Les rues de la vieille Salé renouent avec une célébration spéciale de l’anniversaire du Prophète Muhammad à travers une procession de bougies qui mêle l’hommage à la famille royale et la « Bénédiction de Muhammad », deux expressions présentes depuis des siècles dans des bâtiments historiques, des inscriptions de bénédiction, et qui perdurent dans les cercles soufis et populaires représentant la continuité de la vénération du Sceau des Prophètes.

Khalid Belkabir, fabricant de bougies et avocat, a déclaré à Hespress que « la ville de Salé célèbre de manière unique la naissance du meilleur des hommes, différemment des autres villes marocaines, à travers la procession des peuples, un événement qui a lieu lors du Mawlid avec douze bougies ».

Il a expliqué que sa famille, responsable de la fabrication des bougies de la célébration, produit « des bougies en bois, décorées de cire de différentes couleurs, sous un haut patronage royal, avec une histoire qui remonte à cinq cents ans ». Il a ajouté : « Ma famille décore chaque année ces bougies avec des formes géométriques inspirées du patrimoine humain, incluant une bougie symbolisant le roi du pays, et une bougie marquée ‘Bénédiction de Muhammad’ qui célèbre la bénédiction du meilleur des hommes. Nos bougies sont déposées au mausolée d’Abdallah ben Hassoun, auparavant dans notre grande maison, et deux mois avant l’événement, elles sont redécorées, un travail que nous faisons et recommandons à nos enfants et petits-enfants ».

Mohamed El Haymar, participant à la procession des bougies, représente une continuité générationnelle qui préserve cette célébration. Il a déclaré à Hespress : « Cette procession caractérise la ville de Salé depuis longtemps », ajoutant : « Le portage des bougies était une tâche connue parmi ceux qui transportaient les gens en bateaux entre les deux villes de Salé et Rabat. Mon père en faisait partie, il en était le trésorier et a fondé leur association ».

Il a poursuivi : « Les travailleurs du transport maritime, en raison de leur robustesse physique et de leur capacité à travailler au soleil et au froid, étaient souvent chargés de porter ces grandes bougies. Mon grand-père était porteur de bougies, tout comme mon père. Bien que je ne travaille pas dans le transport par bateau, je travaille dans les déplacements entre les deux villes par tramway. J’ai commencé à porter de petites bougies, et mon père est décédé cette année après que j’ai porté avec lui la grande bougie pendant des années. Je continue la procession après sa mort. À Dieu appartient ce qu’Il donne et ce qu’Il reprend ».

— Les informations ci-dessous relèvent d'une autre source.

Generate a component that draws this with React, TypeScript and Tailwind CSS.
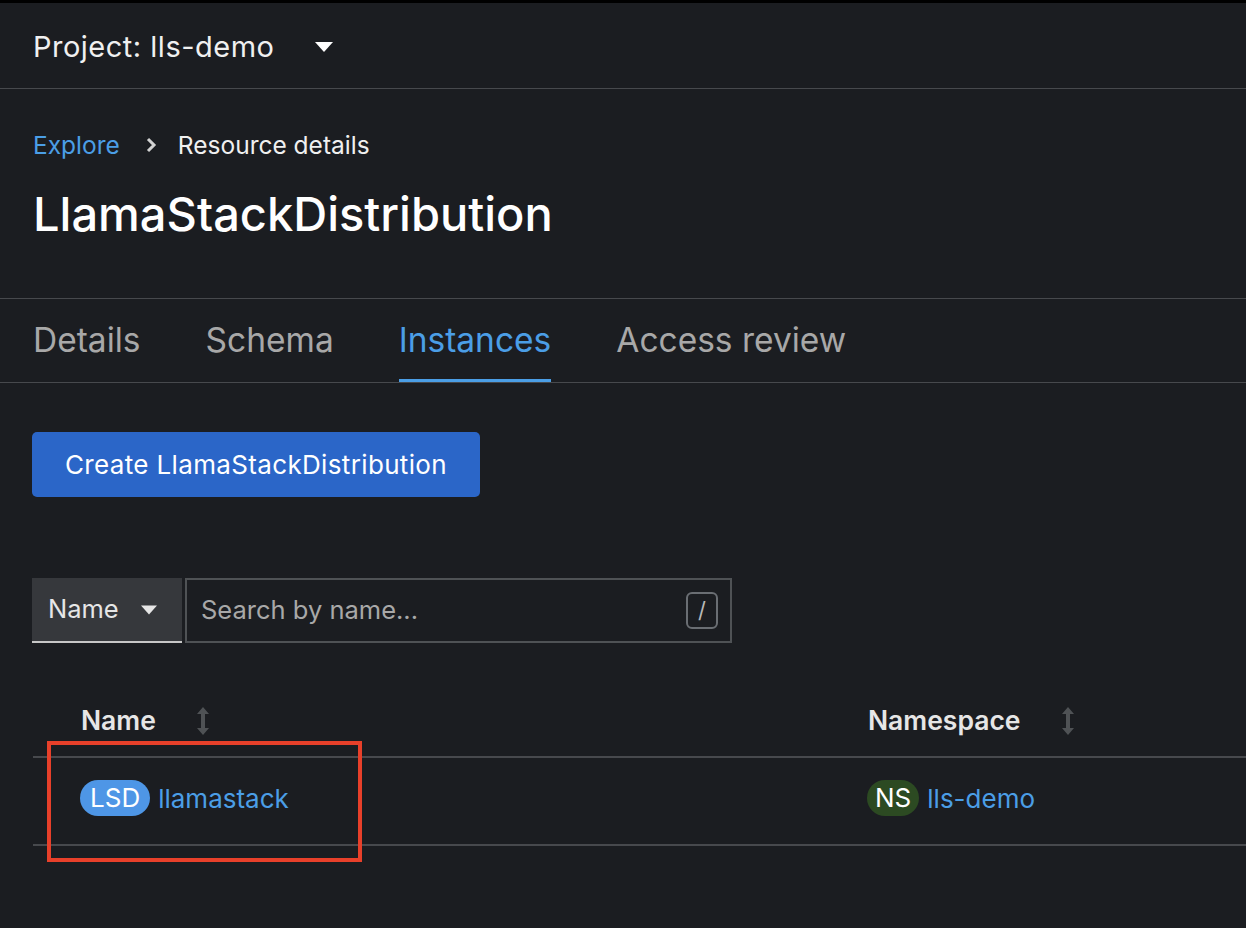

Concernant l’histoire de cette célébration, Abdelmajid Hassouni, chef des « Sharifs Hassounis », a déclaré : « Il est d’usage chaque nuit du Mawlid que Salé célèbre avec une procession de bougies depuis près de cinq siècles, depuis la dynastie saadienne jusqu’à aujourd’hui, avec des périodes sans célébration, comme lors du jihad maritime à la décadence de l’État saadien ; mais avec le début de la dynastie alaouite chérifienne, la procession a repris, notamment sous le règne du sultan Moulay Rachid ».

Hassouni a expliqué que la célébration « a continué jusqu’en 1953 lors de l’exil de Sa Majesté feu Mohammed V, et les nationalistes ont décidé de ne célébrer aucune fête ». Il a ajouté : « Sous le règne d’Ibn Arafah, les autorités du protectorat voulaient célébrer la procession et ont convoqué les Sharifs Hassounis, qui ont conditionné la célébration au retour du roi Mohammed V sur son trône, ce qui a été accueilli par le mépris du contrôleur du protectorat ».

Il a poursuivi : « Malgré cela, le protectorat a convoqué certains notables et ordonné à certains fabricants de bougies de produire des bougies de célébration, et toutes les dispositions ont été prises ; mais certains Sharifs Hassounis se sont réunis avec des résistants et ont brûlé les bougies un jour avant la procession, qui n’a pas eu lieu jusqu’au retour victorieux de Sa Majesté le roi de son exil ».